Family synod is more diverse than media shows, sister auditor says

This story appears in the Synod on the Family feature series. View the full series.

Spending her religious life as part of a Christian minority in Muslim North Africa helped prepare Sr. Carmen Sammut for the diversity of opinions and backgrounds shared at the Vatican's Synod of Bishops on the family.

Sammut, head of the International Union of Superiors General (UISG) and one of three sisters auditing the historic gathering, said circumstances and thoughts brought to the synod are so much more diverse than the simple conservative vs. progressive narrative often described in the media.

"One of the things I appreciate very much being in the synod is the universality — the whole world is there," said Sammut, a Missionary Sister of Our Lady of Africa who is originally from Malta. "The groups are made up to have very big differences, to have very different backgrounds. People from the Middle East, Africa, Japan, Europe — you have very, very varied experiences."

The other sisters auditing the synod on the family are Religious of the Sacred Heart of Mary Sr. Maureen Kelleher, a founding member of the Catholic social justice lobby group NETWORK and an attorney running a legal aid office in Florida, and Costa Rican Capuchin Sr. Berta Maria Porras Fallas.

Auditors are allowed to attend and participate in the discussions but not to vote on any final document or issues. Among the auditors are 17 individuals and 17 married couples. Thirteen of the individual auditors are women, including the three religious sisters.

Sammut said in the small group to which she was assigned, the discussion began with context rather than with the working document prepared at last year's synod.

"People brought in a war context and their lived experience in that. There was migration. Many people spoke of their own families, and you have ... all the different types of experiences being lived today," she said. "That was very good, because then we had in front of us not an abstract idea of families, but our own families."

Sammut said at this stage, it is impossible for her to see what direction the synod is going. Currently, she said, they are in the process of getting through "interventions," in which each participant gets one chance to spend three minutes speaking.

"One really has to pay attention to what is said. On the days when we are in assembly, we have 70 interventions of three minutes each — it's quite taxing for the mind," Sammut said. "It's easier when we are in little groups and there is more time to interact. With the interventions, you don't know if it's one opinion or if other people have that opinion also. I'm still not sure who thinks what."
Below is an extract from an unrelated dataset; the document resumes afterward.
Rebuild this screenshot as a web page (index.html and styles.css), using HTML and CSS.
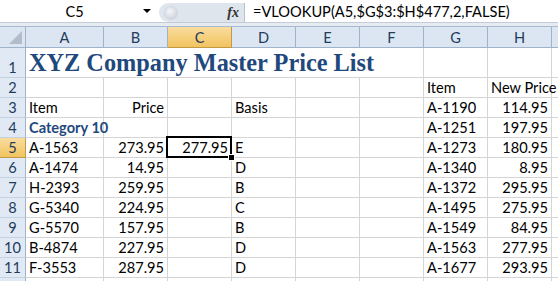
FILE: index.html
```html
<!DOCTYPE html>
<html lang="en">
<head>
  <meta charset="UTF-8">
  <meta name="viewport" content="width=device-width, initial-scale=1.0">
  <title>Price List</title>
  <link rel="stylesheet" href="styles.css">
</head>
<body>

  <div class="app">
    <div class="formula-bar">
      <div class="name-box"><span class="name">C5</span><span class="drop"></span></div>
      <div class="fx-box"><span class="knob"></span><span class="fx">fx</span></div>
      <div class="formula">=VLOOKUP(A5,$G$3:$H$477,2,FALSE)</div>
    </div>

    <div class="sheet">
      <!-- column headers -->
      <div class="corner"><span class="tri"></span></div>
      <div class="ch">A</div>
      <div class="ch">B</div>
      <div class="ch sel">C</div>
      <div class="ch">D</div>
      <div class="ch">E</div>
      <div class="ch">F</div>
      <div class="ch">G</div>
      <div class="ch">H</div>
      <div class="ch"></div>

      <!-- row 1 -->
      <div class="rh">1</div>
      <div class="c title">XYZ Company Master Price List</div>
      <div class="c"></div>
      <div class="c"></div>
      <div class="c"></div>

      <!-- row 2 -->
      <div class="rh">2</div>
      <div class="c"></div><div class="c"></div><div class="c"></div><div class="c"></div><div class="c"></div><div class="c"></div>
      <div class="c">Item</div>
      <div class="c">New Price</div>
      <div class="c"></div>

      <!-- row 3 -->
      <div class="rh">3</div>
      <div class="c">Item</div>
      <div class="c n">Price</div>
      <div class="c"></div>
      <div class="c">Basis</div>
      <div class="c"></div><div class="c"></div>
      <div class="c">A-1190</div>
      <div class="c n">114.95</div>
      <div class="c"></div>

      <!-- row 4 -->
      <div class="rh">4</div>
      <div class="c cat">Category 10</div>
      <div class="c"></div><div class="c"></div><div class="c"></div><div class="c"></div><div class="c"></div>
      <div class="c">A-1251</div>
      <div class="c n">197.95</div>
      <div class="c"></div>

      <!-- row 5 -->
      <div class="rh sel">5</div>
      <div class="c">A-1563</div>
      <div class="c n">273.95</div>
      <div class="c n active">277.95<span class="handle"></span></div>
      <div class="c">E</div>
      <div class="c"></div><div class="c"></div>
      <div class="c">A-1273</div>
      <div class="c n">180.95</div>
      <div class="c"></div>

      <!-- row 6 -->
      <div class="rh">6</div>
      <div class="c">A-1474</div>
      <div class="c n">14.95</div>
      <div class="c"></div>
      <div class="c">D</div>
      <div class="c"></div><div class="c"></div>
      <div class="c">A-1340</div>
      <div class="c n">8.95</div>
      <div class="c"></div>

      <!-- row 7 -->
      <div class="rh">7</div>
      <div class="c">H-2393</div>
      <div class="c n">259.95</div>
      <div class="c"></div>
      <div class="c">B</div>
      <div class="c"></div><div class="c"></div>
      <div class="c">A-1372</div>
      <div class="c n">295.95</div>
      <div class="c"></div>

      <!-- row 8 -->
      <div class="rh">8</div>
      <div class="c">G-5340</div>
      <div class="c n">224.95</div>
      <div class="c"></div>
      <div class="c">C</div>
      <div class="c"></div><div class="c"></div>
      <div class="c">A-1495</div>
      <div class="c n">275.95</div>
      <div class="c"></div>

      <!-- row 9 -->
      <div class="rh">9</div>
      <div class="c">G-5570</div>
      <div class="c n">157.95</div>
      <div class="c"></div>
      <div class="c">B</div>
      <div class="c"></div><div class="c"></div>
      <div class="c">A-1549</div>
      <div class="c n">84.95</div>
      <div class="c"></div>

      <!-- row 10 -->
      <div class="rh">10</div>
      <div class="c">B-4874</div>
      <div class="c n">227.95</div>
      <div class="c"></div>
      <div class="c">D</div>
      <div class="c"></div><div class="c"></div>
      <div class="c">A-1563</div>
      <div class="c n">277.95</div>
      <div class="c"></div>

      <!-- row 11 -->
      <div class="rh">11</div>
      <div class="c">F-3553</div>
      <div class="c n">287.95</div>
      <div class="c"></div>
      <div class="c">D</div>
      <div class="c"></div><div class="c"></div>
      <div class="c">A-1677</div>
      <div class="c n">293.95</div>
      <div class="c"></div>

      <!-- row 12, only its top edge shows -->
      <div class="rh"></div>
      <div class="c"></div><div class="c"></div><div class="c"></div><div class="c"></div><div class="c"></div><div class="c"></div><div class="c"></div><div class="c"></div><div class="c"></div>
    </div>
  </div>

</body>
</html>
```

FILE: styles.css
```css
body {
  margin: 0;
  font-family: Lato, "Liberation Sans", sans-serif;
  font-size: 14.6px;
  color: #000;
}

.app {
  width: 558px;
  height: 281px;
  overflow: hidden;
  background: #e6ebf1;
}

/* formula bar */

.formula-bar {
  display: flex;
  height: 22px;
  background: #fff;
  border-bottom: 1px solid #c3ccd8;
}

.name-box {
  width: 159px;
  display: flex;
  align-items: center;
}

.name {
  flex: 1;
  text-align: center;
  padding-left: 6px;
}

.drop {
  width: 0;
  height: 0;
  border-left: 4px solid transparent;
  border-right: 4px solid transparent;
  border-top: 4px solid #000;
  margin-right: 8px;
}

.fx-box {
  width: 85px;
  margin-top: 3px;
  display: flex;
  align-items: center;
  justify-content: space-between;
  background: #dfe5ed;
  border-radius: 10px 0 0 10px;
  border-right: 1px solid #b8c3d1;
}

.knob {
  width: 12px;
  height: 12px;
  margin-left: 5px;
  border-radius: 50%;
  background: radial-gradient(circle at 40% 35%, #f4f6f9, #c4ccd6);
  border: 1px solid #cfd6df;
}

.fx {
  font-family: "Liberation Serif", serif;
  font-style: italic;
  font-weight: bold;
  font-size: 14px;
  color: #333;
  margin-right: 5px;
}

.formula {
  flex: 1;
  padding-left: 8px;
  display: flex;
  align-items: center;
}

/* grid */

.sheet {
  margin-top: 3px;
  display: grid;
  grid-template-columns: 26px 78px repeat(7, 64px) 64px;
  grid-template-rows: 21px 30px repeat(11, 20px);
  background: #fff;
  border-top: 1px solid #a9bbd0;
}

.corner,
.ch {
  background: #dce6f2;
  border-right: 1px solid #9fb4cb;
  border-bottom: 1px solid #9fb4cb;
}

.corner {
  position: relative;
}

.tri {
  position: absolute;
  right: 3px;
  bottom: 3px;
  width: 0;
  height: 0;
  border-left: 13px solid transparent;
  border-bottom: 13px solid #b3bdc9;
}

.ch {
  display: flex;
  align-items: center;
  justify-content: center;
  color: #233c5c;
}

.rh {
  background: #e1e9f4;
  border-right: 1px solid #9fb4cb;
  border-bottom: 1px solid #c4d1e0;
  display: flex;
  align-items: flex-end;
  justify-content: center;
  color: #233c5c;
  padding-bottom: 1px;
}

.ch.sel,
.rh.sel {
  background: linear-gradient(#f9dc9e, #f2c45f);
  border-color: #c29a45;
}

.c {
  border-right: 1px solid #d4d4d4;
  border-bottom: 1px solid #d4d4d4;
  padding: 0 3px 1px;
  display: flex;
  align-items: flex-end;
  white-space: nowrap;
}

.n {
  justify-content: flex-end;
}

.cat {
  font-weight: bold;
  color: #1f497d;
}

.title {
  grid-column: span 6;
  font-family: "Liberation Serif", serif;
  font-weight: bold;
  font-size: 24.3px;
  color: #1f497d;
  padding-bottom: 0;
}

.active {
  position: relative;
}

.active::after {
  content: "";
  position: absolute;
  left: -2px;
  top: -2px;
  right: -1px;
  bottom: -1px;
  border: 2px solid #000;
}

.handle {
  position: absolute;
  right: -4px;
  bottom: -4px;
  width: 5px;
  height: 5px;
  background: #000;
  border: 1px solid #fff;
  z-index: 1;
}
```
The result, she said, is a huge blanket of opinions that will need to be distilled into one cogent document.

"You don't know where you're going. You say, 'What is this about?' You're kind of in a tunnel — you listen and listen and listen, and there are so many interventions, and one can contradict the other, of course, which is also part of the richness," Sammut said. "In the group, we try to make sense of all this and put things together. However, we don't know once they get all these desires for amendments what will pass and whether they will just rewrite the text or try to patch it up with all this."

Does she feel extra pressure as one of relatively few women to represent the voices of half the church? And does she feel her input is taken seriously?

"I don't feel a difference [in treatment]. If I have something to say, I can say it. In the group, you can see that people evolve, that the Holy Spirit is at work. We all evolve, because someone says something and you see yourself," Sammut said.

As for extra pressure, "I don't really feel that. I bring what I can bring. I know that there are only three women religious, so whenever I feel I should say something, I do, but it's very limited. Of course, during break, you can always meet somebody and talk."

Even in the diversity of opinions represented, she said, there are some clear divisions.

"Some people know canon law a bit too well, and they seem to really want to stick to it, but I don't know how big that group will be. They speak from that stance, which is good, but others speak as pastors: They're more concerned for their people, their families," Sammut said. "But what I like very much about the Gospel and mercy is that it is not, 'Here is the truth, and over here is mercy,' it is mercy that is the truth."

She said those who see the church facing a choice between the truth of the law and showing mercy have it wrong.

"It's not like mercy is condescending to something so we can have more people. It's living the Gospel. It's living like Jesus," Sammut said. "I would hope this is something the synod would say for the next generation."

Regardless, Sammut knows she's playing a role in history.

"I do feel I'm living something important, and when I feel that we are evolving, I feel that yes, we are living a holy story, the story of the people of God," she said. "In that, I think, yes, we are participating in something which is bigger than ourselves, and I hope something good will come from this for the whole church and beyond."

On Oct. 26, a day after the synod concludes, UISG will host a public meeting in Rome for Sammut to talk about her experiences.